A construction boom that delivered the most new apartment units in nearly four decades is reshaping the rental market in parts of the United States, giving tenants negotiating power that was largely absent in recent years. But the effect is sharply regional, with Sun Belt cities benefiting from a surge in supply while other metro areas, particularly in the Northeast and Midwest, continue to see steep rent increases.

Zillow senior economist Kara Ng said the national trend is clearly in renters’ favor. “Renters, this is your year,” Ng said. The typical asking rent rose 1.9% year over year in April, according to Zillow, well below the 4.2% inflation rate reported in the May consumer price index. Realtor.com data showed an even sharper decline, with rents falling 1.5% year over year. Ng added that a record 39.8% of rentals on Zillow offered move-in incentives in April, from waived application fees to one month or more of free rent.

In Nashville, Tenn., apartment hunters reported property managers competing for tenants. Mason Comans, who was recently searching for an apartment, said landlords offered one month of free rent, then two months. “I even saw some places doing three months, three and a half months free,” Comans said. He eventually signed a lease on a newly built one-bedroom apartment with access to a pool, a private market, and two and a half months of free rent for $1,800 a month. Comans acknowledged the trade-off: he has moved four times in five years to keep securing concessions. “Then I would have to move to do that,” he said when asked about getting similar deals next year.

The national supply surge is rooted in a construction boom that delivered roughly 600,000 apartment units in 2024, the highest tally in 38 years. The resulting rental vacancy rate stood at 7.3% at the start of 2026, the highest in 12 years, according to the U.S. Census Bureau.

But not every market is seeing relief. Chicago rents rose 5.4% year over year in April, according to Zillow, one of the fastest rates in the country.
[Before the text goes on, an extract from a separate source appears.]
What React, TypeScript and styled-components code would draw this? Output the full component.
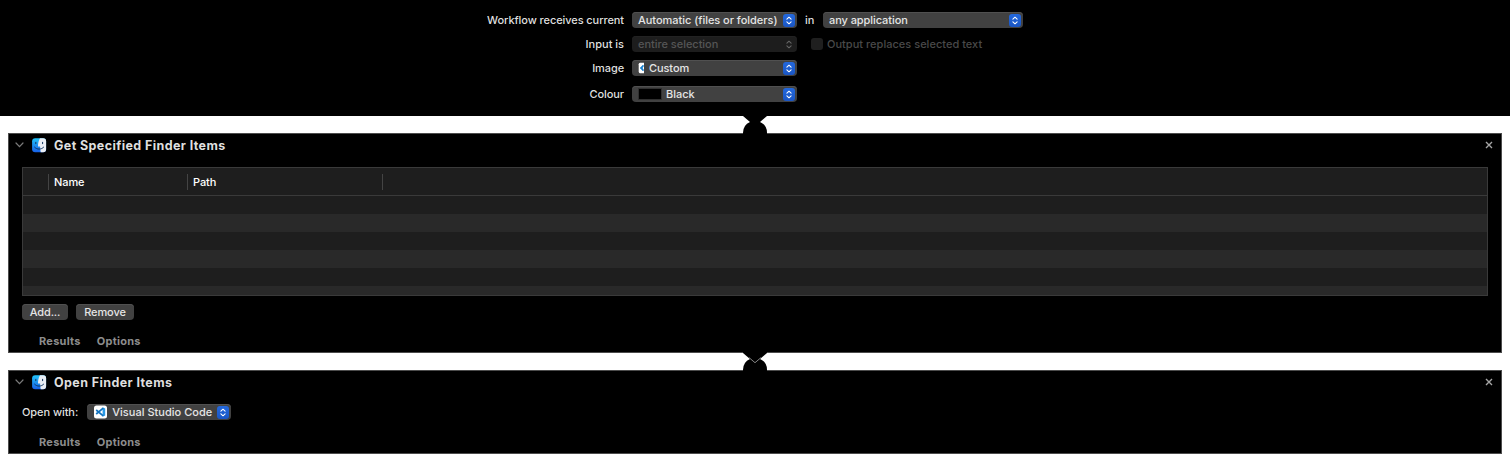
import React from 'react';
import styled, { createGlobalStyle } from 'styled-components';

const GlobalStyle = createGlobalStyle`
  * { box-sizing: border-box; }
  body {
    margin: 0;
    background: #fff;
    font-family: Inter, "Liberation Sans", sans-serif;
    font-size: 11px;
    font-weight: 500;
    line-height: 16px;
    color: #dfdfdf;
    -webkit-font-smoothing: antialiased;
  }
`;

const Page = styled.main`
  width: 1510px;
  height: 466px;
  overflow: hidden;
`;

const Settings = styled.section`
  height: 116px;
  padding-top: 12px;
  background: #000;
`;

const FormRow = styled.div<{ $gap?: number }>`
  display: flex;
  height: 16px;
  margin-bottom: ${(p) => p.$gap ?? 8}px;
`;

const FieldLabel = styled.label`
  width: 624px;
  margin-right: 8px;
  text-align: right;
  white-space: nowrap;
`;

const Track = styled.span<{ $spacing?: number }>`
  letter-spacing: ${(p) => p.$spacing ?? 0}px;
  white-space: nowrap;
`;

const Popup = styled.button<{ $width: number; $disabled?: boolean }>`
  display: flex;
  align-items: center;
  width: ${(p) => p.$width}px;
  height: 16px;
  padding: 0 1px 0 6px;
  border: 0;
  border-radius: 4px;
  background: ${(p) => (p.$disabled ? '#1d1d1d' : '#414141')};
  box-shadow: inset 0 1px 0 ${(p) => (p.$disabled ? '#222' : '#505050')};
  color: ${(p) => (p.$disabled ? '#555' : '#e5e5e5')};
  font: inherit;
  text-align: left;
`;

const Stepper = styled.span<{ $disabled?: boolean }>`
  display: flex;
  width: 12px;
  height: 13px;
  margin-left: auto;
  margin-right: 1px;
  border-radius: 3px;
  background: ${(p) => (p.$disabled ? 'transparent' : 'linear-gradient(#2368dd, #1a56c4)')};
  color: ${(p) => (p.$disabled ? '#666' : '#fff')};
`;

const Joiner = styled.span`
  width: 10px;
  margin: 0 8px;
`;

const Check = styled.span`
  width: 12px;
  height: 12px;
  margin: 2px 4px 0 14px;
  border-radius: 3px;
  background: #1f1f1f;
`;

const Muted = styled.span`
  color: #494949;
  letter-spacing: 0.02px;
`;

const Swatch = styled.span`
  width: 24px;
  height: 12px;
  margin-right: 4px;
  border: 1px solid #303030;
  background: #000;
`;

const Thumb = styled.svg`
  display: block;
  flex: none;
  margin-right: 4px;
`;

const Connector = styled.svg`
  display: block;
  position: relative;
  margin: -1px auto;
`;

const Card = styled.section<{ $height: number }>`
  height: ${(p) => p.$height}px;
  margin: 0 8px;
  padding: 0 13px;
  border: 1px solid #4c4c4c;
  background: #000;
`;

const CardHeader = styled.header`
  display: flex;
  align-items: center;
  height: 22px;
  margin: 0 -5px 0 -7px;
`;

const Title = styled.h2`
  flex: 1;
  margin: 1px 0 0 7px;
  font-size: 12.5px;
  font-weight: 700;
  line-height: 16px;
  letter-spacing: 0.4px;
`;

const Glyph = styled.svg`
  display: block;
  flex: none;
`;

const Chevron = styled(Glyph)`
  margin-right: 8px;
`;

const Table = styled.div`
  height: 129px;
  margin-top: 11px;
  border: 1px solid #3a3a3a;
  background: #1e1e1e;
  overflow: hidden;
`;

const TableHead = styled.div`
  display: flex;
  align-items: center;
  height: 28px;
  border-bottom: 1px solid #3a3a3a;
  color: #fff;
`;

const HeadCell = styled.div<{ $width: number }>`
  width: ${(p) => p.$width}px;
  height: 16px;
  padding-left: 5px;
  border-right: 1px solid #444;
  letter-spacing: -0.08px;
`;

const TableRow = styled.div`
  height: 18px;
  &:nth-child(odd) { background: #292929; }
`;

const Actions = styled.div`
  display: flex;
  gap: 8px;
  margin-top: 8px;
`;

const PushButton = styled.button<{ $width: number }>`
  width: ${(p) => p.$width}px;
  height: 16px;
  padding: 0;
  border: 0;
  border-radius: 4px;
  background: #414141;
  box-shadow: inset 0 1px 0 #505050;
  color: #e5e5e5;
  font: inherit;
  letter-spacing: -0.1px;
`;

const Footer = styled.footer<{ $top: number }>`
  display: flex;
  gap: 16px;
  margin: ${(p) => p.$top}px 0 0 17px;
  color: #8d8d8d;
  font-weight: 700;
  letter-spacing: 0.26px;
`;

const OpenWith = styled.div`
  display: flex;
  gap: 9px;
  height: 16px;
  margin-top: 11px;
`;

const Arrows = ({ disabled }: { disabled?: boolean }) => (
  <Stepper $disabled={disabled}>
    <svg width="12" height="13" viewBox="0 0 12 13" fill="none" stroke="currentColor" strokeWidth="1.1" strokeLinecap="round" strokeLinejoin="round">
      <path d="M3.9 5.1 6 3.2 8.1 5.1M3.9 7.9 6 9.8 8.1 7.9" />
    </svg>
  </Stepper>
);

const Finder = () => (
  <Glyph width="15" height="15" viewBox="0 0 15 15">
    <defs>
      <linearGradient id="finderBlue" x1="0" y1="0" x2="0" y2="1">
        <stop offset="0" stopColor="#22c4fa" />
        <stop offset="1" stopColor="#1760e8" />
      </linearGradient>
    </defs>
    <rect x=".1" y=".3" width="14" height="14" rx="3" fill="url(#finderBlue)" />
    <path d="M8 .3H11.1a3 3 0 0 1 3 3v8a3 3 0 0 1-3 3H8.7C8.3 12.2 8.1 10.4 8.1 8.4H6C6 5.2 6.6 2.4 8 .3Z" fill="#e9edf4" />
    <path d="M3.8 4.3v1.4M10.6 4.3v1.4M2.6 9.2c2.4 2.6 6.6 2.6 9 0" fill="none" stroke="#12355f" strokeWidth="1" strokeLinecap="round" />
  </Glyph>
);

const Disclosure = () => (
  <Chevron width="9" height="6" viewBox="0 0 9 6">
    <path d="M1 1 4.5 4.6 8 1" fill="none" stroke="#7b7b7b" strokeWidth="1.2" strokeLinecap="round" />
  </Chevron>
);

const Close = () => (
  <Glyph width="8" height="8" viewBox="0 0 8 8">
    <path d="M1 1 7 7M7 1 1 7" stroke="#a5a5a5" strokeWidth="1.4" />
  </Glyph>
);

const CodeIcon = () => (
  <Thumb width="15" height="14" viewBox="0 0 15 14">
    <rect x="1" y=".5" width="13" height="13" rx="2.5" fill="#fff" />
    <path d="M9.6 2.3 12.2 3.4v7.2L9.6 11.7Z" fill="#2a9be8" />
    <path d="M10.2 3.2 3.2 9M3.2 5l7 5.8" stroke="#1273bf" strokeWidth="1.7" />
  </Thumb>
);

const CustomIcon = () => (
  <Thumb width="7" height="12" viewBox="0 0 7 12">
    <path d="M2 .8h4v10.4H2A1.5 1.5 0 0 1 .7 9.8V2.2A1.5 1.5 0 0 1 2 .8Z" fill="#fff" />
    <path d="M5.2 3 2.2 6 5.2 9V7.2L4 6 5.2 4.8Z" fill="#1680cf" stroke="#1680cf" strokeWidth=".7" />
  </Thumb>
);

const Link = ({ outlined }: { outlined?: boolean }) => (
  <Connector width="24" height="19" viewBox="0 0 24 19">
    <path d="M0 0H24V1L17 7A12 12 0 0 1 24 18V19H0V18A12 12 0 0 1 7 7L0 1Z" fill="#000" />
    {outlined && <path d="M6 5.6 12 10.7 18 5.6" fill="none" stroke="#858585" strokeWidth="1" />}
  </Connector>
);

interface ItemCardProps {
  title: string;
  height: number;
  children: React.ReactNode;
}

const ItemCard = ({ title, height, children }: ItemCardProps) => (
  <Card $height={height}>
    <CardHeader>
      <Disclosure />
      <Finder />
      <Title>{title}</Title>
      <Close />
    </CardHeader>
    {children}
  </Card>
);

const Tabs = ({ top }: { top: number }) => (
  <Footer $top={top}>
    <span>Results</span>
    <span>Options</span>
  </Footer>
);

export default function App() {
  return (
    <Page>
      <GlobalStyle />
      <Settings>
        <FormRow>
          <FieldLabel><Track $spacing={-0.08}>Workflow receives current</Track></FieldLabel>
          <Popup $width={165}><Track $spacing={-0.03}>Automatic (files or folders)</Track><Arrows /></Popup>
          <Joiner>in</Joiner>
          <Popup $width={200}><Track $spacing={-0.07}>any application</Track><Arrows /></Popup>
        </FormRow>
        <FormRow>
          <FieldLabel>Input is</FieldLabel>
          <Popup $width={165} $disabled><Track $spacing={-0.03}>entire selection</Track><Arrows disabled /></Popup>
          <Check />
          <Muted>Output replaces selected text</Muted>
        </FormRow>
        <FormRow $gap={10}>
          <FieldLabel><Track $spacing={-0.1}>Image</Track></FieldLabel>
          <Popup $width={165}><CustomIcon /><Track $spacing={-0.08}>Custom</Track><Arrows /></Popup>
        </FormRow>
        <FormRow>
          <FieldLabel><Track $spacing={-0.08}>Colour</Track></FieldLabel>
          <Popup $width={165}><Swatch /><Track>Black</Track><Arrows /></Popup>
        </FormRow>
      </Settings>
      <Link />
      <ItemCard title="Get Specified Finder Items" height={220}>
        <Table>
          <TableHead>
            <HeadCell $width={26} />
            <HeadCell $width={139}>Name</HeadCell>
            <HeadCell $width={195}>Path</HeadCell>
          </TableHead>
          {[0, 1, 2, 3, 4, 5].map((n) => <TableRow key={n} />)}
        </Table>
        <Actions>
          <PushButton $width={46}>Add...</PushButton>
          <PushButton $width={58}>Remove</PushButton>
        </Actions>
        <Tabs top={13} />
      </ItemCard>
      <Link outlined />
      <ItemCard title="Open Finder Items" height={84}>
        <OpenWith>
          <Track $spacing={-0.07}>Open with:</Track>
          <Popup $width={144}><CodeIcon /><Track $spacing={0.03}>Visual Studio Code</Track><Arrows /></Popup>
        </OpenWith>
        <Tabs top={14} />
      </ItemCard>
    </Page>
  );
}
Chloe Troub, who rents a one-bedroom apartment in Chicago for $1,600, said she finds the notion of a national renter’s market “really insulting, just given the cost, the sheer cost, of putting a roof over your head right now.” When she looked for a larger space, the best deal she found was a sublet for $2,000 a month — enough to consume her boyfriend’s last raise. The person subletting the apartment told her he was not worried about finding a taker: he had 12 other showings lined up. “It’s a rat race out there,” he said.

The regional divide reflects simple supply and demand, Ng explained. Sun Belt cities such as Nashville, Phoenix, and Austin, Texas, have seen a concentrated wave of new apartment construction, leaving rental managers scrambling to fill units with concessions. “There’s a lot of apartment buildings hitting the market all at once,” Ng said. “And property managers are trying to fill it, and they’re doing it with freebies.”
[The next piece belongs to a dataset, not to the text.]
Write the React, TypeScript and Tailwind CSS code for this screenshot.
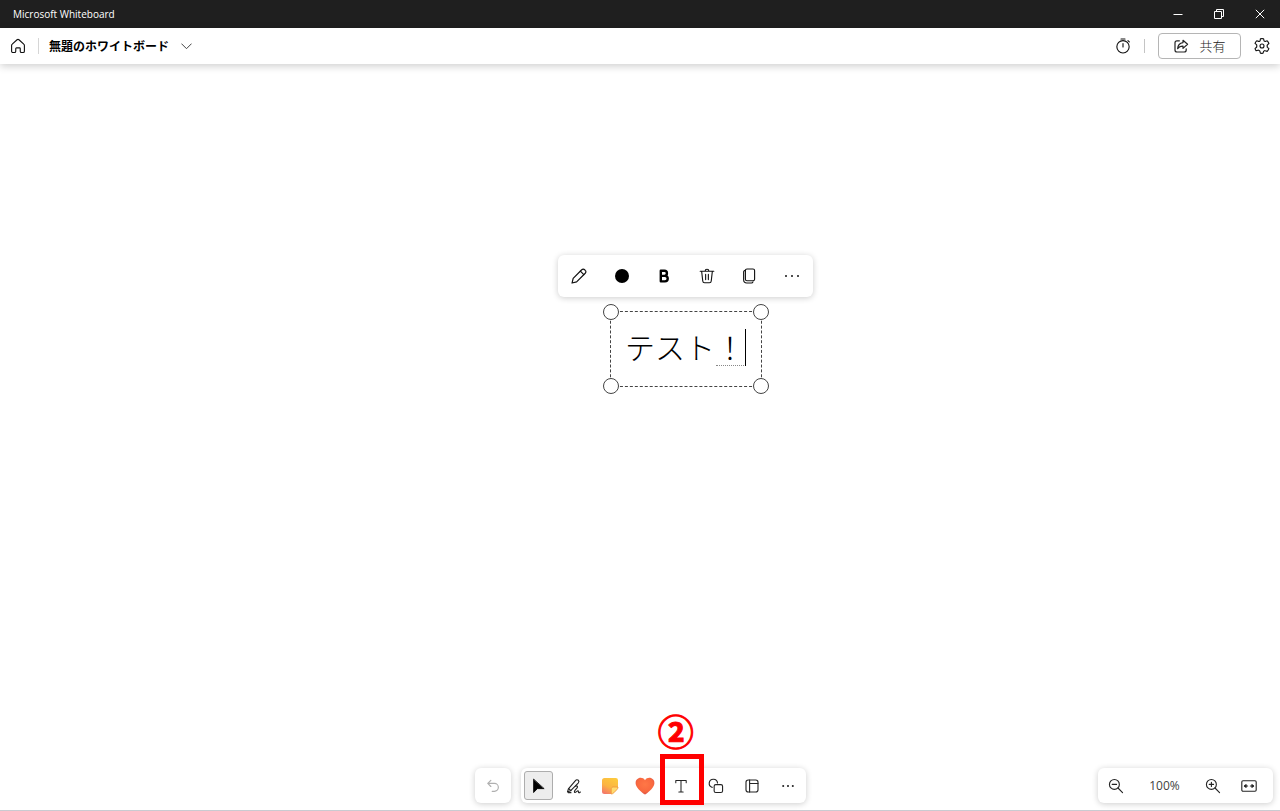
import type { ReactNode } from "react";

type IconProps = {
  size?: number;
  width?: number;
  children: ReactNode;
};

function Icon({ size = 16, width = 1.2, children }: IconProps) {
  return (
    <svg
      width={size}
      height={size}
      viewBox="0 0 20 20"
      fill="none"
      stroke="currentColor"
      strokeWidth={width}
      strokeLinecap="round"
      strokeLinejoin="round"
      aria-hidden="true"
      className="shrink-0"
    >
      {children}
    </svg>
  );
}

function TitleBar() {
  return (
    <div className="flex h-7 items-center justify-between bg-[#1f1f1f] pl-[13px] text-white">
      <h1 className="font-['Open_Sans','Noto_Sans',sans-serif] text-[10px] leading-4">Microsoft Whiteboard</h1>
      <div className="flex">
        <button aria-label="Minimize" className="flex h-7 w-[41px] items-center justify-center">
          <svg width="10" height="10" viewBox="0 0 10 10" stroke="currentColor" fill="none">
            <path d="M0.5 5.5h9" />
          </svg>
        </button>
        <button aria-label="Restore" className="flex h-7 w-[41px] items-center justify-center">
          <svg width="10" height="10" viewBox="0 0 10 10" stroke="currentColor" fill="none">
            <path d="M0.5 2.5h7v7h-7zM2.5 2.5v-2h7v7h-2" />
          </svg>
        </button>
        <button aria-label="Close" className="flex h-7 w-[41px] items-center justify-center">
          <svg width="10" height="10" viewBox="0 0 10 10" stroke="currentColor" fill="none">
            <path d="M0.8 0.8l8.4 8.4M9.2 0.8L0.8 9.2" />
          </svg>
        </button>
      </div>
    </div>
  );
}

function Header() {
  return (
    <header className="relative z-10 flex h-9 items-center justify-between bg-white px-2.5 shadow-[0_2px_8px_rgba(0,0,0,0.2)]">
      <div className="flex items-center">
        <button aria-label="ホーム">
          <Icon width={1.4}>
            <path d="M2 9.4c0-.7.3-1.3.8-1.700l6-5.500c.7-.6 1.700-.6 2.400 0l6 5.500c.5.4.8 1 .8 1.700v7.100c0 1-.7 1.700-1.600 1.700h-2c-.9 0-1.600-.7-1.600-1.600v-3.400c0-.5-.4-.9-.9-.9H8.100c-.5 0-.9.4-.9.9v3.400c0 .9-.7 1.600-1.600 1.600h-2C2.700 18.200 2 17.500 2 16.500z" />
          </Icon>
        </button>
        <span className="ml-3 h-4 w-px bg-[#d6d6d6]" />
        <button className="ml-2.5 flex items-center gap-3 text-xs font-bold text-black">
          無題のホワイトボード
          <svg width="11" height="7" viewBox="0 0 11 7" fill="none" stroke="#444" strokeLinecap="round">
            <path d="M0.7 0.9l4.8 4.8 4.8-4.8" />
          </svg>
        </button>
      </div>
      <div className="flex items-center">
        <button aria-label="タイマー">
          <Icon width={1.4}>
            <circle cx="10" cy="11" r="7.700" />
            <path d="M10 7v4.300M7.500 1.200h5M16.200 3.300l1.700 1.600" />
          </Icon>
        </button>
        <span className="ml-[13px] h-3.5 w-px bg-[#c4c4c4]" />
        <button className="ml-[13px] flex h-[26px] w-[83px] items-center justify-center gap-2.5 rounded border border-[#b5b5b5] text-[13px] leading-4 font-light text-[#242424]">
          <Icon width={1.5}>
            <path d="M8 3.500H5A2.500 2.500 0 0 0 2.500 6v9A2.500 2.500 0 0 0 5 17.500h9a2.500 2.500 0 0 0 2.500-2.500v-1.500" />
            <path d="M12.500 2.800l5.700 5.100-5.700 5.100v-2.900c-3.300-.1-5.300 1.100-6.700 3.200.3-4.200 2.700-7 6.700-7.600z" />
          </Icon>
          共有
        </button>
        <button aria-label="設定" className="ml-[13px]">
          <Icon width={1.4}>
            <circle cx="10" cy="10" r="2.500" />
            <path d="M8 1q2-.4 4 0l.5 2.400q.2.900 1.100.6l.6.3 2.300-.8q1.500 1.400 2.100 3.400l-1.800 1.600q-.7.800-.2 1.400v.6q-.4.500.2 1.200l1.800 1.600q-.6 2-2.100 3.400l-2.400-.8q-.8-.3-1.200.2l-.5.3q-.5.200-.6.900L11.300 19q-1.300.3-3.300 0l-.6-2.400q-.2-.7-.8-.9l-.4-.2q-.6-.4-1.300-.2l-2.300.7Q1.800 14.700 1.300 13.300l1.800-1.700q.6-.6.3-1.200v-.8q.3-.7-.3-1.300L1.300 6.700Q1.900 4.800 3.400 3.500l2.400.7q.7.200 1.200-.2l.3-.1q.3-.2.400-.7z" />
          </Icon>
        </button>
      </div>
    </header>
  );
}

function ObjectToolbar() {
  return (
    <div
      role="toolbar"
      className="absolute top-[191px] left-[558px] grid h-[42px] w-[255px] grid-cols-6 rounded-md bg-white shadow-[0_1px_6px_rgba(0,0,0,0.2)] *:flex *:items-center *:justify-center"
    >
      <button aria-label="編集">
        <Icon width={1.5}>
          <path d="M13.400 2.200a2.500 2.500 0 0 1 3.700 0l.7.700a2.500 2.500 0 0 1 0 3.700L7 17.400l-5.700 1.400L2.700 13z" />
          <path d="M11.700 4l4.300 4.300" />
        </Icon>
      </button>
      <button aria-label="色">
        <span className="size-3.5 rounded-full bg-black" />
      </button>
      <button aria-label="太字" className="text-black">
        <Icon width={3}>
          <path d="M6 3.500h4.500a3.100 3.100 0 0 1 0 6.300H6zM6 9.800h5.200a3.400 3.400 0 0 1 0 6.900H6z" />
        </Icon>
      </button>
      <button aria-label="削除">
        <Icon width={1.4}>
          <path d="M1.500 4h17M3.300 4l1.400 12.300A2.400 2.400 0 0 0 7 18.500h6a2.400 2.400 0 0 0 2.300-2.200L16.700 4M7.700 3.800a2.300 2.300 0 0 1 4.600 0M8.300 8v6.500M11.700 8v6.500" />
        </Icon>
      </button>
      <button aria-label="コピー">
        <Icon width={1.4}>
          <rect x="5.500" y="1.200" width="11.500" height="14.800" rx="2" />
          <path d="M5.500 3A2 2 0 0 0 3.300 5.200v9.600a4 4 0 0 0 4 4H13a2.200 2.200 0 0 0 2-1.500" />
        </Icon>
      </button>
      <button aria-label="その他" className="text-black">
        <Icon width={2.3}>
          <path d="M2.500 10h.01M10 10h.01M17.500 10h.01" />
        </Icon>
      </button>
    </div>
  );
}

function TextObject() {
  return (
    <div className="absolute top-[247px] left-[610px] flex h-[76px] w-[152px] items-start border border-dashed border-[#444] pt-3.5 pl-3.5">
      <div className="relative">
        <input
          aria-label="テキスト"
          defaultValue="テスト！"
          className="block h-10 w-[121px] bg-transparent text-[30px] leading-[38px] font-light text-black outline-none"
        />
        <span className="absolute right-0 bottom-0 w-[30px] border-b border-dotted border-[#888]" />
        <span className="absolute right-0 bottom-0 h-[37px] w-px bg-black" />
      </div>
      <span className="absolute -top-2 -left-2 size-4 rounded-full border border-[#444] bg-white" />
      <span className="absolute -top-2 -right-2 size-4 rounded-full border border-[#444] bg-white" />
      <span className="absolute -bottom-2 -left-2 size-4 rounded-full border border-[#444] bg-white" />
      <span className="absolute -right-2 -bottom-2 size-4 rounded-full border border-[#444] bg-white" />
    </div>
  );
}

function CreationBar() {
  return (
    <div className="flex gap-2.5">
      <button
        aria-label="元に戻す"
        className="flex h-[35px] w-9 items-center justify-center rounded-md bg-white text-[#b0b0b0] shadow-[0_1px_6px_rgba(0,0,0,0.2)]"
      >
        <Icon width={1.5}>
          <path d="M7.300 3L3.500 6.800l3.800 3.800M3.500 6.800h8.300a4.900 4.900 0 0 1 0 9.800H9" />
        </Icon>
      </button>
      <div
        role="toolbar"
        className="grid h-[35px] w-[285px] grid-cols-8 items-center justify-items-center rounded-md bg-white text-[#242424] shadow-[0_1px_6px_rgba(0,0,0,0.2)]"
      >
        <button
          aria-label="選択"
          className="flex size-[29px] items-center justify-center rounded-[3px] border border-[#adadad] bg-[#ededed] text-black"
        >
          <Icon width={1}>
            <path d="M4.500 1.800v16.400l4.700-4.900h8z" fill="currentColor" />
          </Icon>
        </button>
        <button aria-label="インク">
          <Icon width={1.4}>
            <path d="M3 13.700L11.800 3.200c1.200-1.400 2.700-1.300 3.600-.4.900.9.900 2.300-.2 3.500l-9 9.300-4.300 1.900z" />
            <path d="M12 10.300c1.300-.9 2.700-.4 2.300 1.200-.4 1.700-5 4.800-3.600 6.300 1.200 1.200 3.600-2.600 4.600-1.600.6.700-.2 1.900.7 2.200.6.200 1.300-.3 1.900-.9M3.500 13.500l2.700 2.200M3 18.300h3.200" />
          </Icon>
        </button>
        <button aria-label="付箋">
          <svg width="18" height="18" viewBox="0 0 18 18" aria-hidden="true">
            <defs>
              <linearGradient id="note" x1="0.7" y1="0" x2="0.2" y2="1">
                <stop offset="0" stopColor="#fdc93d" />
                <stop offset="0.55" stopColor="#fbb443" />
                <stop offset="1" stopColor="#f4766b" />
              </linearGradient>
            </defs>
            <path d="M3.500 1h11.200A2.300 2.300 0 0 1 17 3.300v6.900L10.300 17H3.500A2.500 2.500 0 0 1 1 14.500v-11A2.500 2.500 0 0 1 3.500 1z" fill="url(#note)" />
            <path d="M17 10c0 1-.5 2-1.200 2.700l-3 3.100c-.7.700-1.600 1.200-2.600 1.200v-5c0-1.100.9-2 2-2z" fill="#ffdc70" stroke="#f09a3e" strokeWidth="0.9" />
          </svg>
        </button>
        <button aria-label="リアクション">
          <svg width="20" height="18" viewBox="0 0 20 18" aria-hidden="true">
            <defs>
              <radialGradient id="heart" cx="0.5" cy="0.4" r="0.6">
                <stop offset="0" stopColor="#ff7746" />
                <stop offset="0.7" stopColor="#f9693f" />
                <stop offset="1" stopColor="#dc5548" />
              </radialGradient>
            </defs>
            <path d="M10 3.200C11.500.8 14 .4 16 1.100c2.400.9 3.500 3 3.400 5.200-.2 4.300-5 8-8.400 10.700-.6.500-1.400.5-2 0C5.600 14.300.8 10.600.6 6.300.5 4.100 1.600 2 4 1.100 6 .4 8.500.8 10 3.200z" fill="url(#heart)" />
          </svg>
        </button>
        <div className="relative flex">
          <button aria-label="テキスト">
            <Icon width={1.3}>
              <path d="M3.500 6V3h13v3M10 3v14.500M7.300 17.500h5.400" />
            </Icon>
          </button>
          <span className="absolute -top-6 -left-[13px] h-[51px] w-11 border-[5px] border-[#f00]" />
          <span className="absolute -top-[68px] -left-[17px] w-10 text-center text-[36px] leading-[40px] font-bold text-[#f00] [-webkit-text-stroke:1px_#f00]">
            ②
          </span>
        </div>
        <button aria-label="図形">
          <Icon width={1.4}>
            <path d="M5.300 11.700a5.200 5.200 0 1 1 6.600-5.400" />
            <rect x="7.700" y="8.300" width="10.500" height="9.900" rx="2" />
          </Icon>
        </button>
        <button aria-label="テンプレート">
          <Icon width={1.4}>
            <rect x="2.500" y="2.500" width="15" height="15" rx="2.800" />
            <path d="M7 2.500v15M7 6.800h10.500" />
          </Icon>
        </button>
        <button aria-label="その他">
          <Icon width={2.6}>
            <path d="M4 10h.01M10 10h.01M16 10h.01" />
          </Icon>
        </button>
      </div>
    </div>
  );
}

function ZoomBar() {
  return (
    <div className="flex h-[35px] w-[175px] items-center justify-between rounded-md bg-white pr-4 pl-2.5 text-[#242424] shadow-[0_1px_6px_rgba(0,0,0,0.2)]">
      <button aria-label="縮小">
        <Icon width={1.4}>
          <circle cx="8" cy="8" r="6.200" />
          <path d="M12.500 12.500l5.700 5.700M5.300 8h5.400" />
        </Icon>
      </button>
      <span className="font-['Open_Sans','Noto_Sans',sans-serif] text-xs text-[#424242]">100%</span>
      <div className="flex gap-5">
        <button aria-label="拡大">
          <Icon width={1.4}>
            <circle cx="8" cy="8" r="6.200" />
            <path d="M12.500 12.500l5.700 5.700M5.300 8h5.400M8 5.300v5.400" />
          </Icon>
        </button>
        <button aria-label="画面に合わせる">
          <Icon width={1.4}>
            <rect x="1" y="3.500" width="18" height="13" rx="1.500" />
            <path d="M8.300 10H4.500M11.700 10h3.800" />
            <path d="M6.300 8.300v3.400L4.300 10zM13.700 8.300v3.400l2-1.700z" fill="currentColor" />
          </Icon>
        </button>
      </div>
    </div>
  );
}

export default function App() {
  return (
    <div className="flex min-h-screen flex-col bg-white font-['Noto_Sans_CJK_JP','Noto_Sans',sans-serif] text-[#111]">
      <TitleBar />
      <Header />
      <main className="relative flex flex-1 flex-col justify-end border-b border-[#c9cbd1]">
        <ObjectToolbar />
        <TextObject />
        <div className="grid grid-cols-[1fr_auto_1fr] items-center px-[7px] pb-[7px]">
          <span />
          <CreationBar />
          <div className="flex justify-end">
            <ZoomBar />
          </div>
        </div>
      </main>
    </div>
  );
}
Michelle Becker, a broker with Adaro Realty in Nashville, cautioned that the incentives are short-lived. “As soon as they get you locked in, you’re still getting rent increases every year,” Becker said. Even with concessions, rent remains far above pre-pandemic levels. Zillow data show the typical asking rent has climbed 36.9% since the beginning of the COVID-19 pandemic. Comans, who pays $1,800 a month, said, “It is a lot of money. It’s not cheap at all.”